Over-the-road and onto a new chapter, Rodney finds success in trucking
“We've got a long way to go, and a short time to get there,” say the lyrics of “East Bound and Down,” one of the most popular trucking songs.
Rodney, a new trucker, not only drives a long way in a short time for his routes but has come a long way in life in a short time. After being incarcerated for 34 years, he was released in 2020. Soon after, he became a participant with the Center for Employment Opportunities (CEO). CEO is a national nonprofit that provides employment services to individuals impacted by a criminal justice history.
While at CEO’s Tulsa, Oklahoma, office, Rodney worked on a transitional job performing road maintenance for the Oklahoma Department of Transportation. Then this spring, a CEO counselor told Rodney about one of CEO’s newest advanced training programs – the Commercial Driver’s License (CDL) pathway program. He quickly signed up.
Rodney enrolled in a local truck driving school where he could attend their four-week CDL course tuition-free due to CEO’s financial investment, which covers tuition costs for advanced skills training. During his CDL training, CEO provided weekly stipends and case management, critical assistance that allowed him to take the time to complete the course.
He graduated in late May and started his first position soon after.
Rodney has moved companies a couple of times to find the right fit and he just started a new position as an over-the-road trucker with TransAm Trucking, a Kansas-based company. Rodney is excited about this job, which is more lucrative and less physically demanding than his last role as a flatbed trucker.
Rodney said one of his favorite highways to drive is I-80 because of the scenery. He also enjoys driving in Florida–he loves when he can see bodies of water from the road.
While the American Trucking Association reports a shortage of over 80,000 truck drivers, Rodney is an example of a ready-to-work individual appreciative of an opportunity to be part of this high-demand labor force.

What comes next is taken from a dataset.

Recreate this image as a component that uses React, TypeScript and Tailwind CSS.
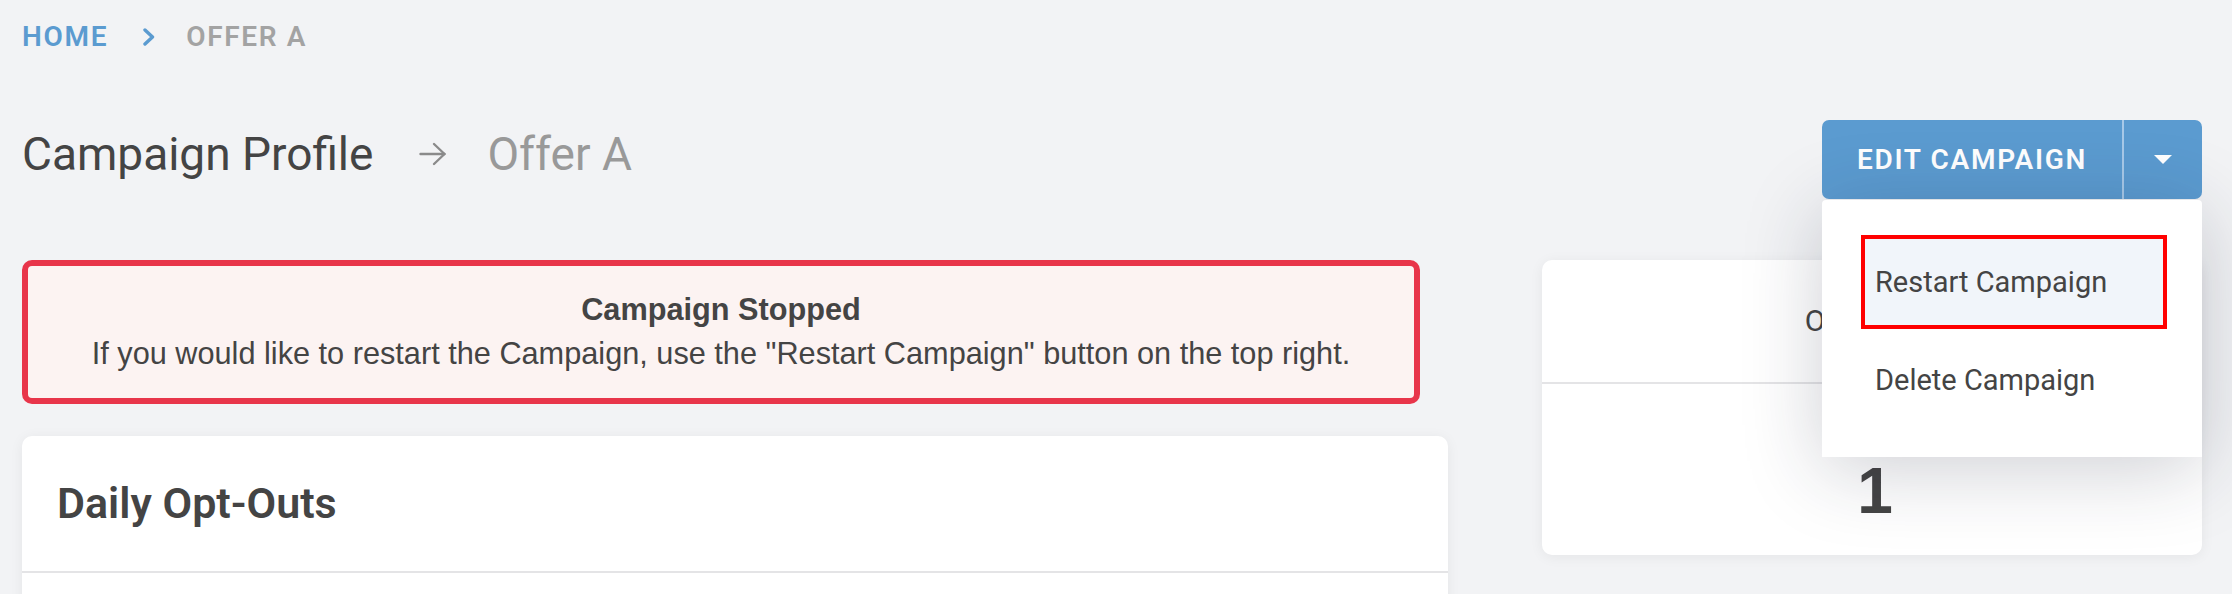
import React from "react";

const ChevronRight = () => (
  <svg width="14" height="18" viewBox="0 0 14 18" className="shrink-0">
    <polyline points="3,2 10.5,9 3,16" fill="none" stroke="#5b9bd0" strokeWidth="3.4" strokeLinecap="round" strokeLinejoin="round" />
  </svg>
);

const ArrowRight = () => (
  <svg width="28" height="24" viewBox="0 0 28 24" className="shrink-0">
    <line x1="1.5" y1="12" x2="25.5" y2="12" stroke="#8a8a8a" strokeWidth="2.4" strokeLinecap="round" />
    <polyline points="15,2 25.5,12 15,22" fill="none" stroke="#8a8a8a" strokeWidth="2.4" strokeLinecap="round" strokeLinejoin="round" />
  </svg>
);

const Caret = () => (
  <svg width="18" height="9" viewBox="0 0 18 9">
    <polygon points="0,0 18,0 9,9" fill="#ffffff" />
  </svg>
);

function EditCampaignButton() {
  return (
    <div className="relative">
      <div className="flex h-[79px] w-[380px] rounded-[7px] bg-[#5b9bd0] text-white">
        <div className="flex w-[300px] items-center justify-center text-[28px] font-semibold uppercase leading-none tracking-[0.06em]">
          Edit Campaign
        </div>
        <div className="w-[2px] bg-[#a7c9e8]" />
        <div className="flex flex-1 items-center justify-center">
          <Caret />
        </div>
      </div>

      {/* dropdown opened */}
      <div className="absolute left-0 right-0 top-full mt-px h-[257px] rounded-t-[4px] bg-white pt-[35px] shadow-[0_12px_80px_rgba(30,35,60,0.22)]">
        <div className="ml-[39px] mr-[35px] flex h-[94px] items-center border-4 border-[#ff0000] bg-[#f1f5fa] pl-[10px] text-[29px] leading-none text-[#444]">
          Restart Campaign
        </div>
        <div className="mt-[4px] flex h-[94px] items-center pl-[53px] text-[29px] leading-none text-[#444]">
          Delete Campaign
        </div>
      </div>
    </div>
  );
}

export default function App() {
  return (
    <div className="min-h-screen bg-[#f2f3f5] pl-[22px] pr-[30px] pt-[23px] font-['Roboto',sans-serif] text-[#444]">
      {/* breadcrumb */}
      <nav className="flex h-[28px] items-center text-[28px] font-semibold uppercase leading-none tracking-[0.06em]">
        <span className="text-[#5b9bd0]">Home</span>
        <span className="ml-[34px]">
          <ChevronRight />
        </span>
        <span className="ml-[30px] text-[#a3a3a3]">Offer A</span>
      </nav>

      {/* header */}
      <div className="mt-[69px] flex items-start justify-between">
        <div className="mt-[11px] flex items-center">
          <h1 className="text-[46px] font-normal leading-none text-[#444]">Campaign Profile</h1>
          <span className="ml-[46px]">
            <ArrowRight />
          </span>
          <span className="ml-[40px] text-[46px] leading-none text-[#999]">Offer A</span>
        </div>
        <EditCampaignButton />
      </div>

      {/* content */}
      <div className="mt-[61px] flex items-start">
        <div className="w-[1426px] shrink-0">
          <div className="w-[1398px] rounded-[10px] border-[6px] border-[#e8354a] bg-[#fcf3f2] py-[22px] text-center font-['Liberation_Sans',Arial,sans-serif] text-[30.7px] leading-[44px] text-[#444]">
            <div className="font-bold">Campaign Stopped</div>
            <div>If you would like to restart the Campaign, use the "Restart Campaign" button on the top right.</div>
          </div>

          <div className="mt-[32px] rounded-[10px] bg-white shadow-[0_2px_14px_rgba(0,0,0,0.06)]">
            <div className="flex h-[137px] items-center border-b-2 border-[#e4e4e6] px-[35px]">
              <h2 className="text-[43px] font-semibold leading-none text-[#444]">Daily Opt-Outs</h2>
            </div>
            <div className="h-[320px]" />
          </div>
        </div>

        <div className="ml-[94px] w-[660px] shrink-0 rounded-[10px] bg-white shadow-[0_2px_14px_rgba(0,0,0,0.06)]">
          <div className="flex h-[124px] items-center justify-center border-b-2 border-[#e4e4e6] text-[30px] leading-none text-[#444]">
            Opted Out
          </div>
          <div className="h-[171px] pl-[6px] pt-[75px] text-center font-['Liberation_Sans',Arial,sans-serif] text-[64px] font-bold leading-none text-[#444]">
            1
          </div>
        </div>
      </div>
    </div>
  );
}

He is quick to mention the support he’s received to get to this point. “I’m so grateful that CEO gave me this opportunity to get into the trucking industry and get this CDL, and I can’t thank them enough for what they’ve done,” he said.
CEO is dedicated to centering its mission around investing in the lives of those like Rodney, whose story is worth more than a thousand hopeful words and chances.
Ready-to-work individuals like Rodney have the opportunity to be a part of the high demand labor force and mend America’s supply chain issues. When accessing these opportunities, our reentry population experiences workforce barriers which CEO assist with removing such as paying fines and fees, reinstatement of vital documents like driver’s licenses, I9 forms and so much more.
In August 2021, Congress passed the Bipartisan Infrastructure Investment and Jobs Act (IIJA), which invests $400 billion to repair roads, bridges, and the infrastructure support systems all while freeing up additional funds to invest in our nation’s workforce. With this flexibility, states and localities have significant opportunities to engage the 600,000 individuals who return home from incarceration each year. When going back into their communities, returning citizens look forward to becoming a valuable part of America’s workforce and building a life that includes economic mobility.